BEGIN

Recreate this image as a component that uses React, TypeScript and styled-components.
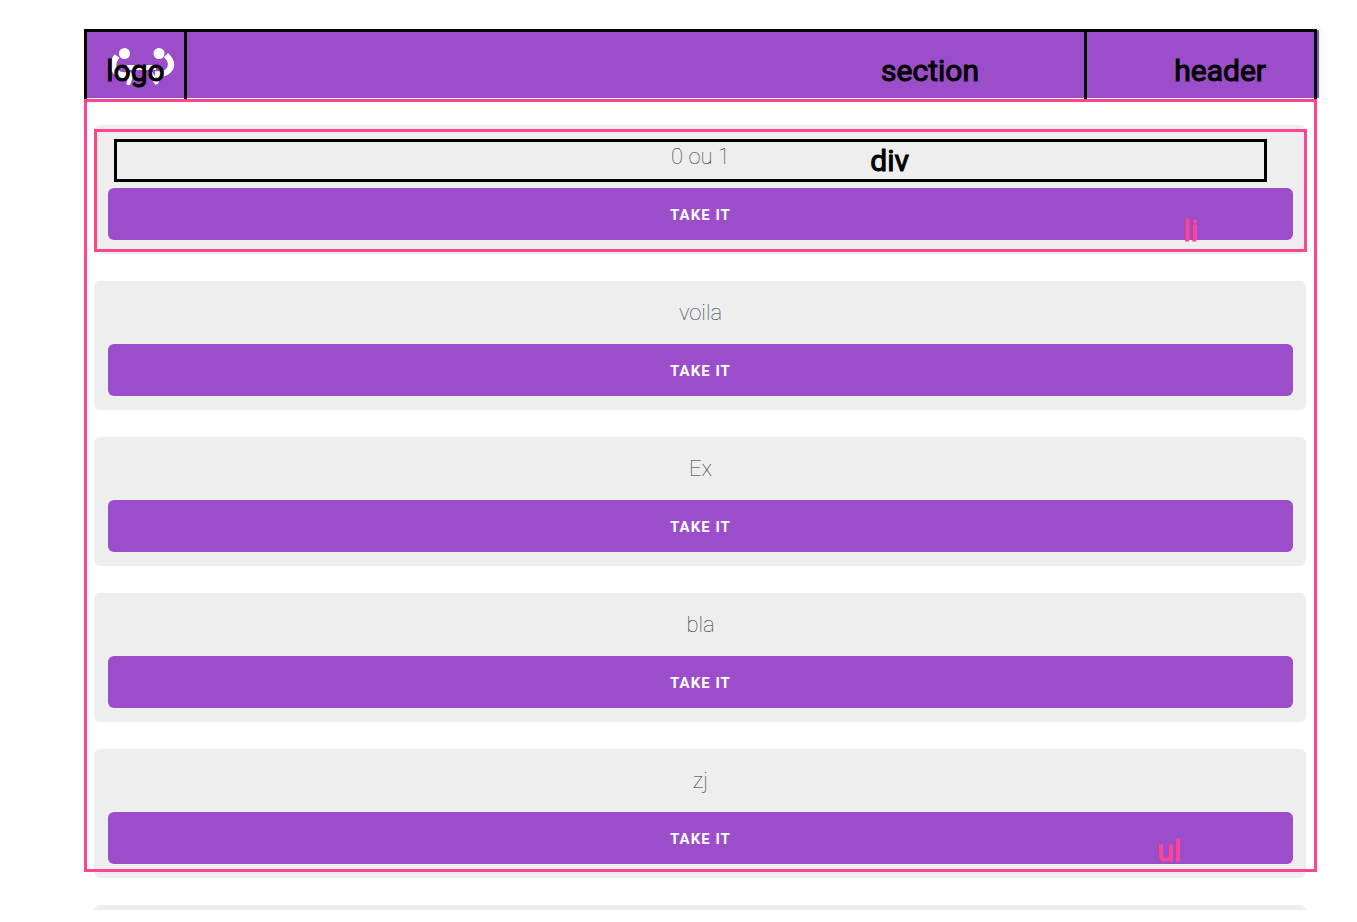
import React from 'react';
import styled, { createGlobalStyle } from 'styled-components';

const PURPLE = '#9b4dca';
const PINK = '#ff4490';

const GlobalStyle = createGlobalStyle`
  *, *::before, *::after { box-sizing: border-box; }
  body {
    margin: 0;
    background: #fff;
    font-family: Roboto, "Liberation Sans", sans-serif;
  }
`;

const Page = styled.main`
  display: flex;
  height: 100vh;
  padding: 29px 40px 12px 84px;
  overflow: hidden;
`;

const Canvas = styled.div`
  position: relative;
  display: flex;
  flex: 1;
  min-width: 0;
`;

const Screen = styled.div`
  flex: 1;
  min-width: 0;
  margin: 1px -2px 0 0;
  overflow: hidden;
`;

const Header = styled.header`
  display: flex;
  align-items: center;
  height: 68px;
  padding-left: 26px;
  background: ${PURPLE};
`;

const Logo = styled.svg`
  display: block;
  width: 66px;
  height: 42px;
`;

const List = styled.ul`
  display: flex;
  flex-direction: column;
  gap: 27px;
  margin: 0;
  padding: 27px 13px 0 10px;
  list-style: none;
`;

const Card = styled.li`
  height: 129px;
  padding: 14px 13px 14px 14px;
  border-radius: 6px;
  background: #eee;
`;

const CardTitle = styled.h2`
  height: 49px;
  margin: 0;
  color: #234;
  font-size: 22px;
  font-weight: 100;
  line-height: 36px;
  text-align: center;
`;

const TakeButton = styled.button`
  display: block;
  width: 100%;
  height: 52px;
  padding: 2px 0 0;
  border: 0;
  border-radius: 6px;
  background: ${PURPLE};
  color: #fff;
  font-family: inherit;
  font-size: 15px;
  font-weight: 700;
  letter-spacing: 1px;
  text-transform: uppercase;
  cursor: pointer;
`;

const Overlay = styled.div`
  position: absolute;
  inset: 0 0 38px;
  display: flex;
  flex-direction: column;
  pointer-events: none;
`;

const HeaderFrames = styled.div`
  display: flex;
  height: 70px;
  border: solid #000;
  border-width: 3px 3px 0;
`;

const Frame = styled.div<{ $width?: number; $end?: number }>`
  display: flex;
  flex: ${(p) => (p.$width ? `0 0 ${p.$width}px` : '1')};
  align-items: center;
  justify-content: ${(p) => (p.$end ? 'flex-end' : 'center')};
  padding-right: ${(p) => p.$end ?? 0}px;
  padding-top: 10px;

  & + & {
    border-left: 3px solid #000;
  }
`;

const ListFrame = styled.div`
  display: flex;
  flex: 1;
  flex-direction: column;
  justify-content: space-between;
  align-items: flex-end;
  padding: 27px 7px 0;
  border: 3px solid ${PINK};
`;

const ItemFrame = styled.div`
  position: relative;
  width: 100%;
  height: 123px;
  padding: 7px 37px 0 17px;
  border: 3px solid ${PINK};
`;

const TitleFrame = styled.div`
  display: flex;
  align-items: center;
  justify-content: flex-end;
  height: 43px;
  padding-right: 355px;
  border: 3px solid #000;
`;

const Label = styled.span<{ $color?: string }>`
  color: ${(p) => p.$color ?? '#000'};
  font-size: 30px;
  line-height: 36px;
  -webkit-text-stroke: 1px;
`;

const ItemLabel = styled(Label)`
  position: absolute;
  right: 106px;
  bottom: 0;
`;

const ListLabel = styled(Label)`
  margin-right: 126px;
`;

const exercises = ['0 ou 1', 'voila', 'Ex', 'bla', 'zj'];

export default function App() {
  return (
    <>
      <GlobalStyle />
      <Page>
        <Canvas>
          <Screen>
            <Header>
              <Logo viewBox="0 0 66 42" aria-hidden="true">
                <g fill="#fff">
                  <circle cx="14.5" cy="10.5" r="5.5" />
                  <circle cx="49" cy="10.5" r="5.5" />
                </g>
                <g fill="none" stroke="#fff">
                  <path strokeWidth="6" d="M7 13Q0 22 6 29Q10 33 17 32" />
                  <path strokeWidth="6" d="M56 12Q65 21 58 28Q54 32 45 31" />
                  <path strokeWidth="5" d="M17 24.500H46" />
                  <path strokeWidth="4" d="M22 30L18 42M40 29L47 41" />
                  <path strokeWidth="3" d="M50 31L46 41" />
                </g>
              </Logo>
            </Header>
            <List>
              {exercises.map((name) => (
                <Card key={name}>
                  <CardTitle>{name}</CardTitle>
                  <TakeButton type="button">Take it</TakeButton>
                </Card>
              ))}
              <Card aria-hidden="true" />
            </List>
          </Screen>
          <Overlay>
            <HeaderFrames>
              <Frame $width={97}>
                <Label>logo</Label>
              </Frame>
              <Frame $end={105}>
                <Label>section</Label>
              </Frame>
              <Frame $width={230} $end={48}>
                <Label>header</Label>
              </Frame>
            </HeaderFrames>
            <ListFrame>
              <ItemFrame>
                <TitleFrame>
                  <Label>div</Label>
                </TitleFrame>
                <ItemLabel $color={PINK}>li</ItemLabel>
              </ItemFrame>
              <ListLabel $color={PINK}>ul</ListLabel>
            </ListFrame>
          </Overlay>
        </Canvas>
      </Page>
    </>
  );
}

END

Reproduce the material above in full, exactly, with no images.

- _Final result_
Recreate this image as a component that uses React, TypeScript and styled-components.
import React from 'react';
import styled, { createGlobalStyle } from 'styled-components';

const PURPLE = '#9b4dca';
const PINK = '#ff4490';

const GlobalStyle = createGlobalStyle`
  *, *::before, *::after { box-sizing: border-box; }
  body {
    margin: 0;
    background: #fff;
    font-family: Roboto, "Liberation Sans", sans-serif;
  }
`;

const Page = styled.main`
  display: flex;
  height: 100vh;
  padding: 29px 40px 12px 84px;
  overflow: hidden;
`;

const Canvas = styled.div`
  position: relative;
  display: flex;
  flex: 1;
  min-width: 0;
`;

const Screen = styled.div`
  flex: 1;
  min-width: 0;
  margin: 1px -2px 0 0;
  overflow: hidden;
`;

const Header = styled.header`
  display: flex;
  align-items: center;
  height: 68px;
  padding-left: 26px;
  background: ${PURPLE};
`;

const Logo = styled.svg`
  display: block;
  width: 66px;
  height: 42px;
`;

const List = styled.ul`
  display: flex;
  flex-direction: column;
  gap: 27px;
  margin: 0;
  padding: 27px 13px 0 10px;
  list-style: none;
`;

const Card = styled.li`
  height: 129px;
  padding: 14px 13px 14px 14px;
  border-radius: 6px;
  background: #eee;
`;

const CardTitle = styled.h2`
  height: 49px;
  margin: 0;
  color: #234;
  font-size: 22px;
  font-weight: 100;
  line-height: 36px;
  text-align: center;
`;

const TakeButton = styled.button`
  display: block;
  width: 100%;
  height: 52px;
  padding: 2px 0 0;
  border: 0;
  border-radius: 6px;
  background: ${PURPLE};
  color: #fff;
  font-family: inherit;
  font-size: 15px;
  font-weight: 700;
  letter-spacing: 1px;
  text-transform: uppercase;
  cursor: pointer;
`;

const Overlay = styled.div`
  position: absolute;
  inset: 0 0 38px;
  display: flex;
  flex-direction: column;
  pointer-events: none;
`;

const HeaderFrames = styled.div`
  display: flex;
  height: 70px;
  border: solid #000;
  border-width: 3px 3px 0;
`;

const Frame = styled.div<{ $width?: number; $end?: number }>`
  display: flex;
  flex: ${(p) => (p.$width ? `0 0 ${p.$width}px` : '1')};
  align-items: center;
  justify-content: ${(p) => (p.$end ? 'flex-end' : 'center')};
  padding-right: ${(p) => p.$end ?? 0}px;
  padding-top: 10px;

  & + & {
    border-left: 3px solid #000;
  }
`;

const ListFrame = styled.div`
  display: flex;
  flex: 1;
  flex-direction: column;
  justify-content: space-between;
  align-items: flex-end;
  padding: 27px 7px 0;
  border: 3px solid ${PINK};
`;

const ItemFrame = styled.div`
  position: relative;
  width: 100%;
  height: 123px;
  padding: 7px 37px 0 17px;
  border: 3px solid ${PINK};
`;

const TitleFrame = styled.div`
  display: flex;
  align-items: center;
  justify-content: flex-end;
  height: 43px;
  padding-right: 355px;
  border: 3px solid #000;
`;

const Label = styled.span<{ $color?: string }>`
  color: ${(p) => p.$color ?? '#000'};
  font-size: 30px;
  line-height: 36px;
  -webkit-text-stroke: 1px;
`;

const ItemLabel = styled(Label)`
  position: absolute;
  right: 106px;
  bottom: 0;
`;

const ListLabel = styled(Label)`
  margin-right: 126px;
`;

const exercises = ['0 ou 1', 'voila', 'Ex', 'bla', 'zj'];

export default function App() {
  return (
    <>
      <GlobalStyle />
      <Page>
        <Canvas>
          <Screen>
            <Header>
              <Logo viewBox="0 0 66 42" aria-hidden="true">
                <g fill="#fff">
                  <circle cx="14.5" cy="10.5" r="5.5" />
                  <circle cx="49" cy="10.5" r="5.5" />
                </g>
                <g fill="none" stroke="#fff">
                  <path strokeWidth="6" d="M7 13Q0 22 6 29Q10 33 17 32" />
                  <path strokeWidth="6" d="M56 12Q65 21 58 28Q54 32 45 31" />
                  <path strokeWidth="5" d="M17 24.500H46" />
                  <path strokeWidth="4" d="M22 30L18 42M40 29L47 41" />
                  <path strokeWidth="3" d="M50 31L46 41" />
                </g>
              </Logo>
            </Header>
            <List>
              {exercises.map((name) => (
                <Card key={name}>
                  <CardTitle>{name}</CardTitle>
                  <TakeButton type="button">Take it</TakeButton>
                </Card>
              ))}
              <Card aria-hidden="true" />
            </List>
          </Screen>
          <Overlay>
            <HeaderFrames>
              <Frame $width={97}>
                <Label>logo</Label>
              </Frame>
              <Frame $end={105}>
                <Label>section</Label>
              </Frame>
              <Frame $width={230} $end={48}>
                <Label>header</Label>
              </Frame>
            </HeaderFrames>
            <ListFrame>
              <ItemFrame>
                <TitleFrame>
                  <Label>div</Label>
                </TitleFrame>
                <ItemLabel $color={PINK}>li</ItemLabel>
              </ItemFrame>
              <ListLabel $color={PINK}>ul</ListLabel>
            </ListFrame>
          </Overlay>
        </Canvas>
      </Page>
    </>
  );
}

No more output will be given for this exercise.